Data segment
+--
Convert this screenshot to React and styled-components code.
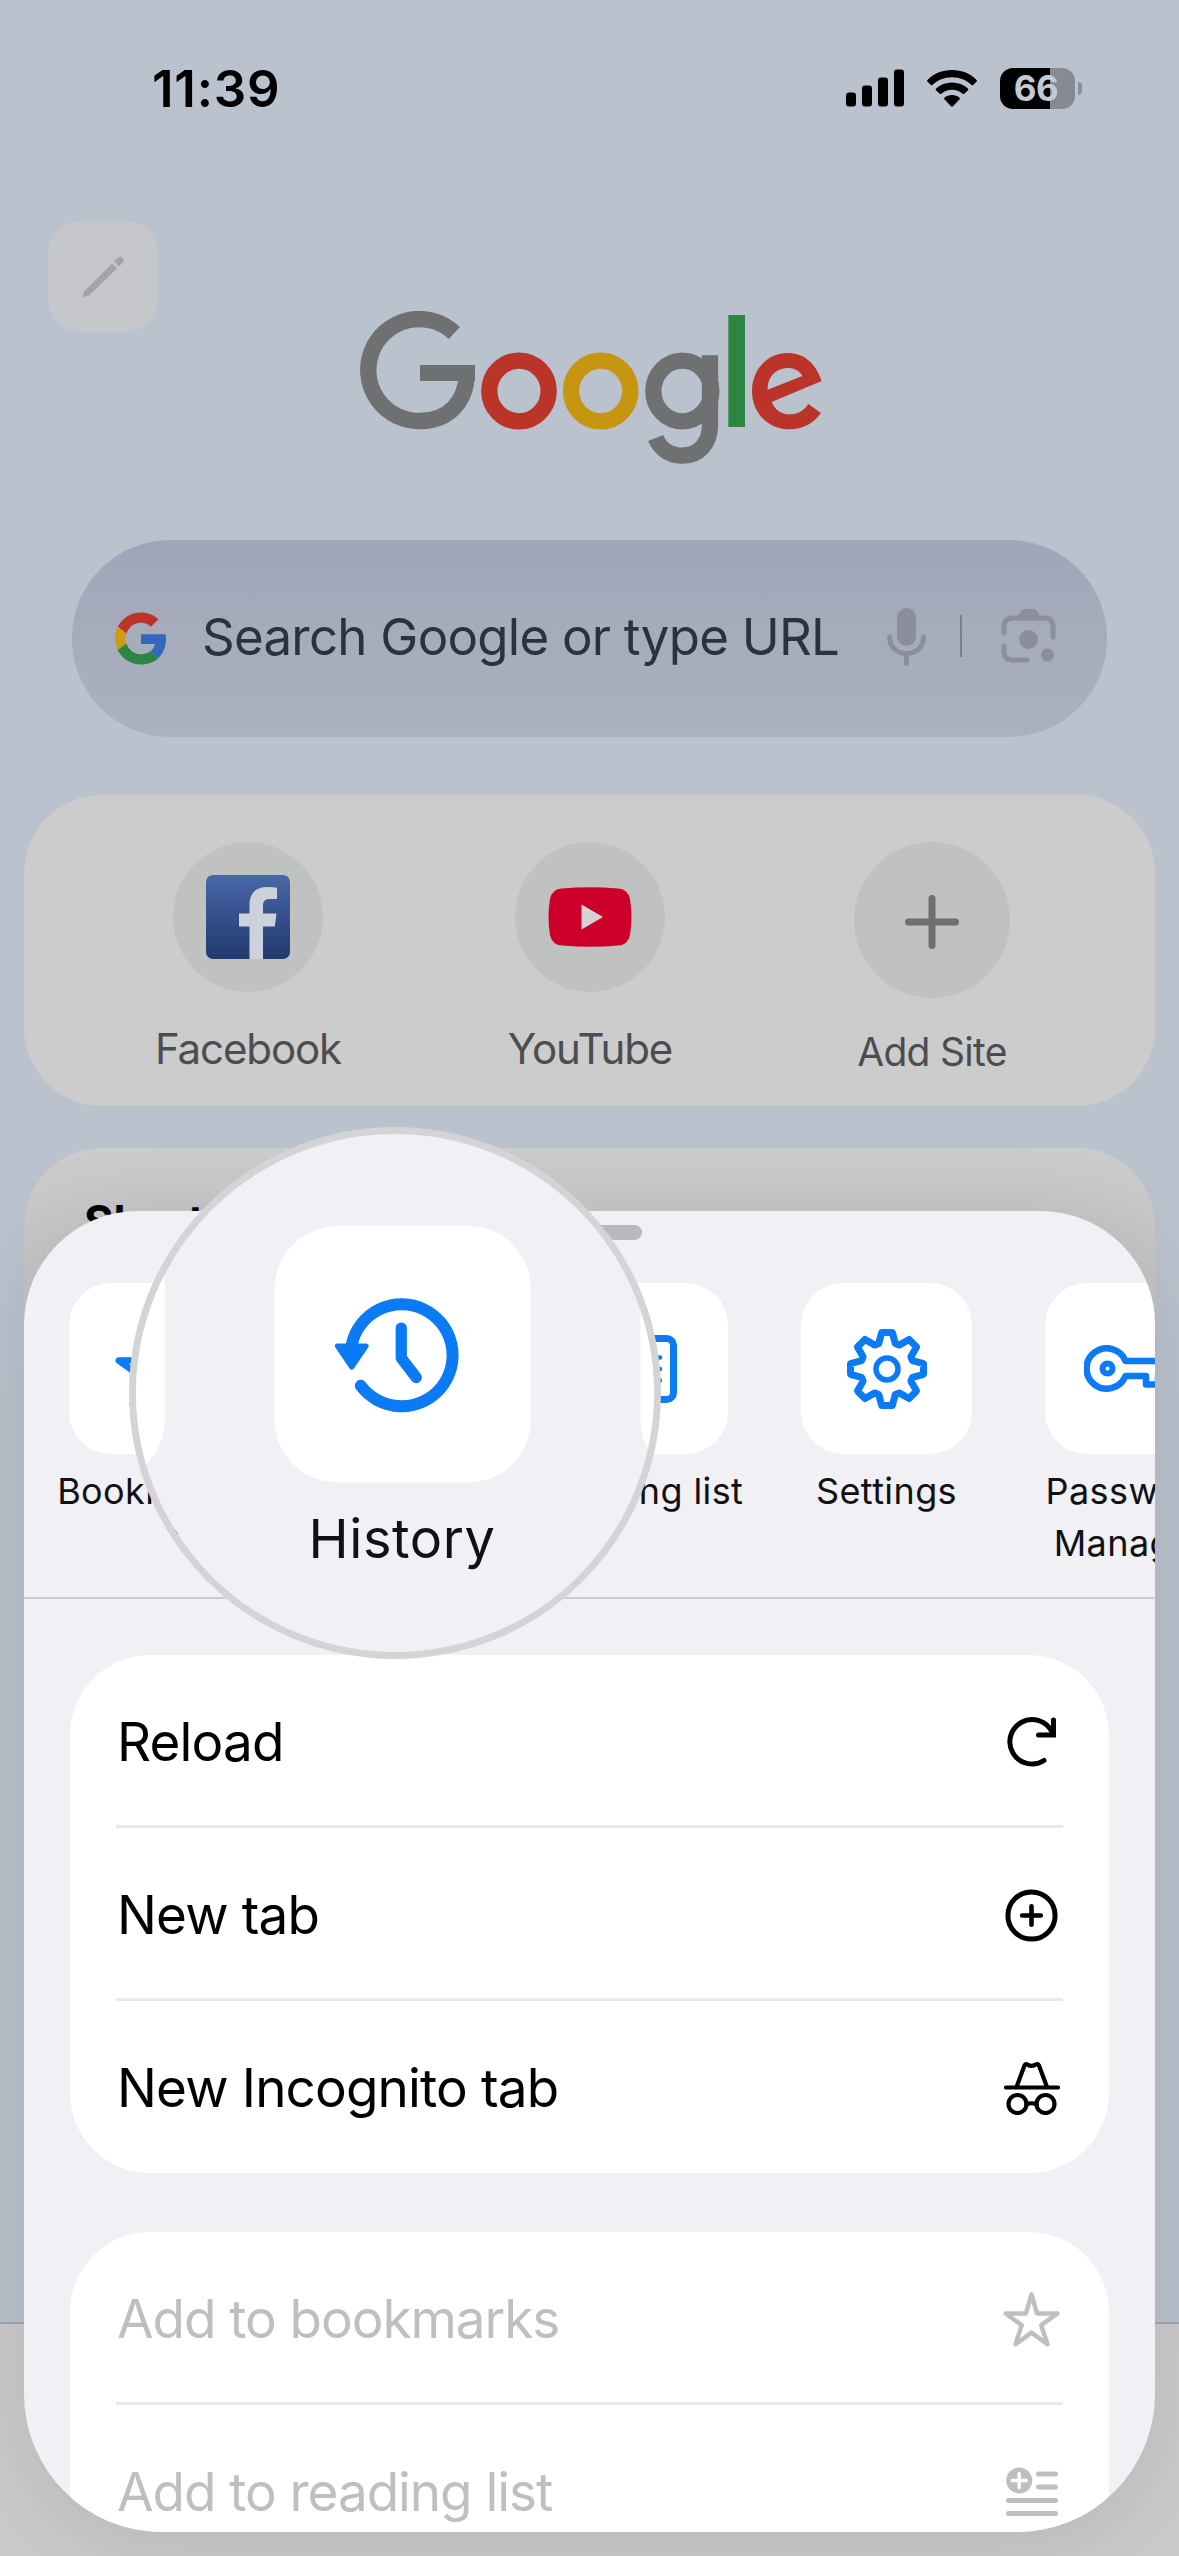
import React from "react";
import styled, { createGlobalStyle } from "styled-components";

const BLUE = "#0a7af5";

//Icons
const PencilIcon = () => (
  <svg width="43" height="43" viewBox="0 0 43 43" fill="#a3a4a6">
    <path d="M.500 42.500L2 36.500L30 8.500L35 13.500L7 40.500z" />
    <path d="M32 6.500L36 2.500Q38 .8 40 2.500L41 3.500Q42.500 5.500 41 7.500L37 11.500z" />
  </svg>
);

const GoogleWordmark = () => (
  <svg width="462" height="153" viewBox="60 62 1386 459" fill="none" strokeWidth="49">
    <path stroke="#6f7072" d="M343 128A153 153 0 1 0 240 392C325 392 380 334 380 248" />
    <path fill="#6f7072" d="M240 224h165v48H240z" />
    <ellipse cx="537" cy="302" rx="89" ry="91" stroke="#bb342a" />
    <ellipse cx="782" cy="302" rx="89" ry="91" stroke="#c69610" />
    <ellipse cx="1027" cy="302" rx="87" ry="91" stroke="#6f7072" />
    <path stroke="#6f7072" d="M1110 195V405C1110 460 1075 496 1028 496C990 496 960 475 947 443" />
    <path fill="#2e8543" d="M1165 74h50v336h-50z" />
    <path
      fill="#bb342a"
      fillRule="evenodd"
      d="M1445 272C1425 215 1390 188 1343 188C1282 188 1236 238 1236 302C1236 368 1284 417 1347 417C1390 417 1422 398 1443 368L1405 341C1391 362 1373 372 1348 372C1324 372 1305 359 1295 335ZM1283 298C1282 260 1308 233 1344 233C1364 233 1380 242 1387 257Z"
    />
  </svg>
);

const GoogleMark = () => (
  <svg width="52" height="53" viewBox="0 0 48 48">
    <path fill="#bb342a" d="M24 9.5c3.5 0 6.700 1.200 9.200 3.600l6.900-6.900C35.900 2.400 30.500 0 24 0 14.600 0 6.500 5.400 2.600 13.200l8 6.200C12.400 13.700 17.700 9.500 24 9.500z" />
    <path fill="#3567bd" d="M47 24.600c0-1.600-.2-3.100-.4-4.600H24v9h12.900c-.6 3-2.200 5.500-4.800 7.200l7.700 6C44.400 38 47 31.800 47 24.600z" />
    <path fill="#cf9c0e" d="M10.500 28.600c-.5-1.500-.8-3-.8-4.600s.3-3.100.8-4.600l-8-6.200C.9 16.500 0 20.100 0 24s.9 7.500 2.600 10.800z" />
    <path fill="#2e8543" d="M24 48c6.500 0 11.900-2.100 15.900-5.800l-7.700-6c-2.200 1.500-4.900 2.300-8.200 2.300-6.300 0-11.600-4.200-13.500-9.900l-8 6.200C6.500 42.600 14.600 48 24 48z" />
  </svg>
);

const MicIcon = () => (
  <svg width="39" height="59" viewBox="0 0 39 59" fill="none" stroke="#8b8f9c" strokeWidth="5">
    <rect x="10" y="1" width="19" height="38" rx="9.5" fill="#8b8f9c" stroke="none" />
    <path strokeLinecap="round" d="M2.600 30C2.600 40 10 46.500 19.500 46.500S36.400 40 36.400 30" />
    <path d="M19.500 46v12.500" />
  </svg>
);

const LensIcon = () => (
  <svg width="56" height="56" viewBox="0 0 56 56" fill="none" stroke="#8b8f9c" strokeWidth="5">
    <path strokeLinecap="round" d="M3 25V19Q3 10 12 10H43Q52 10 52 19V29" />
    <path strokeLinecap="round" d="M3 38V43Q3 52 12 52H26" />
    <path fill="#8b8f9c" stroke="none" d="M17 9Q20 1 24 1H33Q36 1 39 9z" />
    <circle cx="27.500" cy="31.500" r="9.500" fill="#8b8f9c" stroke="none" />
    <circle cx="46.500" cy="47" r="6.500" fill="#8b8f9c" stroke="none" />
  </svg>
);

const FacebookIcon = () => (
  <svg width="84" height="84" viewBox="0 0 84 84">
    <defs>
      <linearGradient id="fb" x1="0" y1="0" x2="0" y2="1">
        <stop offset="0" stopColor="#4767a8" />
        <stop offset="1" stopColor="#223a6e" />
      </linearGradient>
    </defs>
    <rect width="84" height="84" rx="7" fill="url(#fb)" />
    <path
      fill="#cdd1dc"
      d="M43.500 84V51.500H33V38.500H43.500V30C43.500 18 50 12 61 12Q67 12 71 12.800V24H64C58.500 24 57 26.500 57 31V38.500H70.500L68.800 51.500H57V84z"
    />
  </svg>
);

const YouTubeIcon = () => (
  <svg width="84" height="60" viewBox="0 0 84 60">
    <path fill="#cd0029" d="M14 1.500Q42-1 70 1.500Q80 2 82 12Q85 30 82 48Q80 58 70 58.500Q42 61 14 58.500Q4 58 2 48Q-1 30 2 12Q4 2 14 1.500z" />
    <path fill="#d6d3d4" d="M33.500 17.500V42.500L55 30z" />
  </svg>
);

const PlusIcon = () => (
  <svg width="54" height="54" viewBox="0 0 54 54" stroke="#6f6f6f" strokeWidth="7" strokeLinecap="round">
    <path d="M27 3.500v47M3.500 27h47" />
  </svg>
);

const SignalIcon = () => (
  <svg width="58" height="38" viewBox="0 0 58 38">
    <rect x="0" y="23.500" width="10" height="14" rx="3" />
    <rect x="16" y="16.500" width="10" height="21" rx="3" />
    <rect x="32" y="8.500" width="10" height="29" rx="3" />
    <rect x="48" y="0.500" width="10" height="37" rx="3" />
  </svg>
);

const WifiIcon = () => (
  <svg width="50" height="37" viewBox="0 0 50 37">
    <path d="M25 0C34.800 0 43.500 3.700 49.600 9.900Q50.300 10.700 49.600 11.500L46.200 14.900Q45.400 15.600 44.600 14.900C39.400 10 32.600 7.200 25 7.200S10.600 10 5.400 14.900Q4.600 15.600 3.800 14.900L.4 11.500Q-.3 10.700 .4 9.900C6.500 3.700 15.200 0 25 0z" />
    <path d="M25 12.500C31.200 12.500 36.700 14.700 41 18.600Q41.900 19.500 41 20.300L37.400 23.800Q36.600 24.500 35.800 23.800C32.900 21.300 29.200 19.700 25 19.700S17.100 21.300 14.200 23.800Q13.400 24.500 12.600 23.800L9 20.300Q8.100 19.500 9 18.600C13.300 14.700 18.800 12.500 25 12.500z" />
    <path d="M25 25C28 25 30.600 26 32.600 27.700Q33.400 28.500 32.600 29.300L26 36.200Q25 37 24 36.200L17.400 29.300Q16.600 28.500 17.400 27.700C19.400 26 22 25 25 25z" />
  </svg>
);

const STAR =
  "M28.300 2.700L34 22.300H55.100L38.300 34.300L44.700 54L28.300 42L11.900 54L18.300 34.300L1.800 22.300H22.600Z";

const StarIcon = ({ size = 57, color = "#bfbfbf", weight = 4.6 }) => (
  <svg width={size} height={size} viewBox="-1 0 58.600 57" fill="none" stroke={color} strokeWidth={weight} strokeLinejoin="round">
    <path d={STAR} />
  </svg>
);

const HistoryIcon = () => (
  <svg width="90" height="78" viewBox="0 0 90 78" fill="none" stroke={BLUE} strokeWidth="8" strokeLinecap="round" strokeLinejoin="round">
    <path d="M11.500 32A34 34 0 1 1 17.500 59.500" />
    <path d="M44.500 21V41L54.500 54" strokeWidth="7.500" />
    <path d="M2 33H21L11.500 47z" fill={BLUE} strokeWidth="3.500" />
  </svg>
);

const ListIcon = () => (
  <svg width="68" height="68" viewBox="0 0 68 68" fill="none" stroke={BLUE} strokeWidth="7" strokeLinecap="round">
    <rect x="3.500" y="3.500" width="61" height="61" rx="7" />
    <path strokeWidth="4.500" d="M18 22.500h33M18 34h33M18 45.500h33" />
  </svg>
);

// one tooth outline, repeated every 45 degrees
const tooth = [
  [-8.300, -25.500],
  [-5.300, -36.500],
  [5.300, -36.500],
  [8.300, -25.500],
];
const gearPoints = Array.from({ length: 8 }, (_, i) => {
  const a = (i * Math.PI) / 4;
  return tooth
    .map(([x, y]) => [
      (40 + x * Math.cos(a) - y * Math.sin(a)).toFixed(2),
      (40 + x * Math.sin(a) + y * Math.cos(a)).toFixed(2),
    ])
    .join(" ");
}).join(" ");

const GearIcon = () => (
  <svg width="80" height="80" viewBox="0 0 80 80" fill="none" stroke={BLUE} strokeWidth="7" strokeLinejoin="round">
    <polygon points={gearPoints} />
    <circle cx="40" cy="40" r="11" strokeWidth="5.500" />
  </svg>
);

const KeyIcon = () => (
  <svg width="94" height="48" viewBox="0 0 94 48" fill="none" stroke={BLUE} strokeWidth="6.500" strokeLinejoin="round">
    <path d="M41.500 16A20.200 20.200 0 1 0 41.500 31H62V39.500H74V31H80V39.500H90V16z" />
    <circle cx="23.500" cy="23.500" r="5" strokeWidth="6" />
  </svg>
);

const ReloadIcon = () => (
  <svg width="50" height="50" viewBox="0 0 50 50" fill="none" stroke="#000" strokeWidth="5" strokeLinecap="round">
    <path d="M37 43.500A22.200 22.200 0 1 1 45 15" />
    <path d="M46.500 3V18H31.500" />
  </svg>
);

const NewTabIcon = () => (
  <svg width="53" height="53" viewBox="0 0 53 53" fill="none" stroke="#000" strokeWidth="5" strokeLinecap="round">
    <circle cx="26.500" cy="26.500" r="23.600" />
    <path strokeWidth="4.600" d="M26.500 17.200v18.600M17.200 26.500h18.600" />
  </svg>
);

const IncognitoIcon = () => (
  <svg width="56" height="54" viewBox="0 0 56 54" fill="none" stroke="#000" strokeWidth="4.200" strokeLinecap="round" strokeLinejoin="round">
    <path d="M2 26.500h52M12.500 26L20.500 4.500Q21.500 2.600 23.500 3.600Q27.500 6 31.500 3.600Q34 2.600 35 4.500L43 26" />
    <circle cx="13.500" cy="43" r="9" />
    <circle cx="41.500" cy="43" r="9" />
    <path d="M22.500 43.500Q27.500 41 32.500 43.500" />
  </svg>
);

const AddReadingIcon = () => (
  <svg width="52" height="50" viewBox="0 0 52 50" fill="none" stroke="#bfbfbf" strokeWidth="5" strokeLinecap="round">
    <circle cx="13.200" cy="13.500" r="13" fill="#bfbfbf" stroke="none" />
    <path stroke="#fff" strokeWidth="3.400" d="M13.200 6.500v14M6.200 13.500h14" />
    <path d="M32.500 7h17M32.500 20h17M2.500 33.500h47M2.500 46.500h47" />
  </svg>
);

const quickActions = [
  { label: "Bookmarks", icon: <StarIcon size={80} color={BLUE} weight={4.800} /> },
  { label: "History", icon: <HistoryIcon /> },
  { label: "Reading list", icon: <ListIcon /> },
  { label: "Settings", icon: <GearIcon /> },
  { label: "Password Manager", icon: <KeyIcon /> },
];

const Quick = ({ label, icon }) => (
  <QuickItem>
    <QuickTile>{icon}</QuickTile>
    <QuickLabel>{label}</QuickLabel>
  </QuickItem>
);

const App = () => {
  return (
    <Screen>
      <GlobalStyle />
      <StatusBar>
        <Time>11:39</Time>
        <SignalIcon />
        <WifiIcon />
        <Battery>66</Battery>
        <Nub />
      </StatusBar>
      <Header>
        <EditButton>
          <PencilIcon />
        </EditButton>
        <GoogleWordmark />
      </Header>
      <SearchBar>
        <GoogleMark />
        <Placeholder>Search Google or type URL</Placeholder>
        <SearchTools>
          <MicIcon />
          <Separator />
          <LensIcon />
        </SearchTools>
      </SearchBar>
      <Sites>
        <Site>
          <SiteCircle>
            <FacebookIcon />
          </SiteCircle>
          <SiteName>Facebook</SiteName>
        </Site>
        <Site>
          <SiteCircle>
            <YouTubeIcon />
          </SiteCircle>
          <SiteName>YouTube</SiteName>
        </Site>
        <Site>
          <SiteCircle $add>
            <PlusIcon />
          </SiteCircle>
          <SiteName $small>Add Site</SiteName>
        </Site>
      </Sites>
      <Shortcuts>Shortcuts</Shortcuts>
      <BottomBar />

      <Sheet>
        <Grabber />
        <QuickStrip>
          {quickActions.map((action) => (
            <Quick key={action.label} {...action} />
          ))}
        </QuickStrip>
        <Group>
          <Row>
            <span>Reload</span>
            <IconSlot>
              <ReloadIcon />
            </IconSlot>
          </Row>
          <Row>
            <span>New tab</span>
            <IconSlot>
              <NewTabIcon />
            </IconSlot>
          </Row>
          <Row>
            <span>New Incognito tab</span>
            <IconSlot>
              <IncognitoIcon />
            </IconSlot>
          </Row>
        </Group>
        <Group>
          <Row $disabled>
            <span>Add to bookmarks</span>
            <IconSlot>
              <StarIcon />
            </IconSlot>
          </Row>
          <Row $disabled>
            <span>Add to reading list</span>
            <IconSlot>
              <AddReadingIcon />
            </IconSlot>
          </Row>
        </Group>
      </Sheet>

      <Magnifier>
        <MagnifiedStrip>
          {quickActions.slice(0, 3).map((action) => (
            <Quick key={action.label} {...action} />
          ))}
        </MagnifiedStrip>
      </Magnifier>
    </Screen>
  );
};

const GlobalStyle = createGlobalStyle`
  * {
    box-sizing: border-box;
  }
  body {
    margin: 0;
    font-family: Inter, "Liberation Sans", sans-serif;
  }
  svg {
    display: block;
    flex-shrink: 0;
  }
`;

const Screen = styled.div`
  position: relative;
  display: flex;
  flex-direction: column;
  width: 1179px;
  height: 2556px;
  overflow: hidden;
  background: #bac2cd;
`;

//Status bar
const StatusBar = styled.div`
  display: flex;
  align-items: center;
  height: 176px;
  padding-left: 152px;
  svg {
    margin-right: 23px;
  }
`;
const Time = styled.div`
  width: 694px;
  font-size: 51px;
  font-weight: 600;
  letter-spacing: 0.8px;
`;
const Battery = styled.div`
  width: 75px;
  height: 41px;
  padding-right: 3px;
  border-radius: 13px;
  background: linear-gradient(90deg, #000 50px, #878994 50px);
  color: #c3cad4;
  font-size: 35px;
  font-weight: 700;
  line-height: 41px;
  letter-spacing: -0.5px;
  text-align: center;
`;
const Nub = styled.div`
  width: 4px;
  height: 13px;
  margin-left: 3px;
  border-radius: 0 4px 4px 0;
  background: #8d909b;
`;

//New tab page
const Header = styled.div`
  display: flex;
  align-items: flex-start;
  height: 319px;
  padding: 45px 0 0 48px;
  > svg {
    margin: 90px 0 0 202px;
  }
`;
const EditButton = styled.div`
  display: flex;
  align-items: center;
  justify-content: center;
  width: 110px;
  height: 111px;
  border-radius: 32px;
  background: #c6c7ca;
`;
const SearchBar = styled.div`
  display: flex;
  align-items: center;
  width: 1035px;
  height: 197px;
  margin: 45px 0 0 72px;
  padding-left: 43px;
  border-radius: 98px;
  background: linear-gradient(#9da6ba, #a5abbb 40%, #acb1be);
`;
const Placeholder = styled.div`
  width: 720px;
  padding: 0 0 4px 35px;
  color: #2b323c;
  font-size: 51px;
  letter-spacing: -0.75px;
  white-space: nowrap;
`;
const SearchTools = styled.div`
  display: flex;
  align-items: center;
  padding-bottom: 5px;
`;
const Separator = styled.div`
  width: 2px;
  height: 42px;
  margin: 0 39px 0 34px;
  background: #7a7f8d;
`;
const Sites = styled.div`
  display: flex;
  flex-shrink: 0;
  width: 1131px;
  height: 311px;
  margin: 58px 0 0 24px;
  padding: 47px 0 0 53px;
  border-radius: 78px;
  background: #cccccc;
`;
const Site = styled.div`
  display: flex;
  flex-direction: column;
  align-items: center;
  width: 342px;
`;
const SiteCircle = styled.div`
  display: flex;
  align-items: center;
  justify-content: center;
  width: ${({ $add }) => ($add ? 156 : 150)}px;
  height: ${({ $add }) => ($add ? 156 : 150)}px;
  margin-bottom: ${({ $add }) => ($add ? 29 : 32)}px;
  padding-top: ${({ $add }) => ($add ? 4 : 0)}px;
  border-radius: 50%;
  background: ${({ $add }) => ($add ? "#c1c1c1" : "#bfc2c1")};
`;
const SiteName = styled.div`
  color: #4c4d50;
  font-size: ${({ $small }) => ($small ? 39 : 42)}px;
  line-height: 50px;
  letter-spacing: ${({ $small }) => ($small ? -0.7 : -1.1)}px;
`;
const Shortcuts = styled.div`
  flex-shrink: 0;
  width: 1131px;
  height: 1174px;
  margin: 42px 0 0 24px;
  padding: 46px 60px;
  border-radius: 78px 78px 0 0;
  background: linear-gradient(#cccccc, #c5c5c5 110px);
  font-size: 45px;
  font-weight: 700;
  clip-path: inset(0 0 700px 0);
`;
const BottomBar = styled.div`
  flex-shrink: 0;
  height: 234px;
  border-top: 2px solid #a3a5ac;
  background: #cacaca;
`;

//Menu sheet
const Sheet = styled.div`
  position: absolute;
  left: 24px;
  top: 1211px;
  width: 1131px;
  height: 1321px;
  overflow: hidden;
  border-radius: 114px 114px 138px 138px;
  background: #f0f0f5;
  box-shadow: 0 10px 90px rgba(0, 0, 0, 0.1);
`;
const Grabber = styled.div`
  width: 105px;
  height: 15px;
  margin: 14px auto 0;
  border-radius: 8px;
  background: #b9b8be;
`;
const QuickStrip = styled.div`
  display: flex;
  height: 359px;
  margin-bottom: 56px;
  padding: 43px 0 0 8.5px;
  border-bottom: 2px solid #cdcdd1;
  overflow: hidden;
`;
const QuickItem = styled.div`
  display: flex;
  flex-direction: column;
  flex-shrink: 0;
  align-items: center;
  width: 244px;
`;
const QuickTile = styled.div`
  display: flex;
  align-items: center;
  justify-content: center;
  width: 171px;
  height: 171px;
  margin-bottom: 11px;
  border-radius: 42px;
  background: #fff;
`;
const QuickLabel = styled.div`
  max-width: 212px;
  color: #111114;
  font-size: 36px;
  line-height: 52px;
  letter-spacing: 0.4px;
  text-align: center;
`;
const Group = styled.div`
  width: 1039px;
  margin: 0 0 59px 46px;
  border-radius: 80px;
  background: #fff;
`;
const Row = styled.div`
  display: flex;
  align-items: center;
  justify-content: space-between;
  height: 173px;
  margin: 0 46px;
  padding: 4px 3px 0 1px;
  border-bottom: 3px solid #e9e9ea;
  color: ${({ $disabled }) => ($disabled ? "#bfbfbf" : "#000")};
  font-size: 53px;
  letter-spacing: ${({ $disabled }) => ($disabled ? -1.05 : -0.85)}px;
  &:last-child {
    height: 172px;
    padding-top: 2px;
    border-bottom: none;
  }
`;
const IconSlot = styled.div`
  display: flex;
  justify-content: center;
  width: 57px;
`;

//Round magnifier over the History button
const Magnifier = styled.div`
  position: absolute;
  left: 129px;
  top: 1127px;
  width: 532px;
  height: 532px;
  overflow: hidden;
  padding-top: 92px;
  border: 7px solid #d4d4d6;
  border-radius: 50%;
  background: #f0f0f5;
`;
const MagnifiedStrip = styled.div`
  display: flex;
  justify-content: center;
  transform: translateX(7px) scale(1.5);
  transform-origin: top center;
`;

export default App;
+--
Task to carry out
Take every line containing the word "components" and copy it.

Solution to the exercise
Convert this screenshot to React and styled-components code.
import styled, { createGlobalStyle } from "styled-components";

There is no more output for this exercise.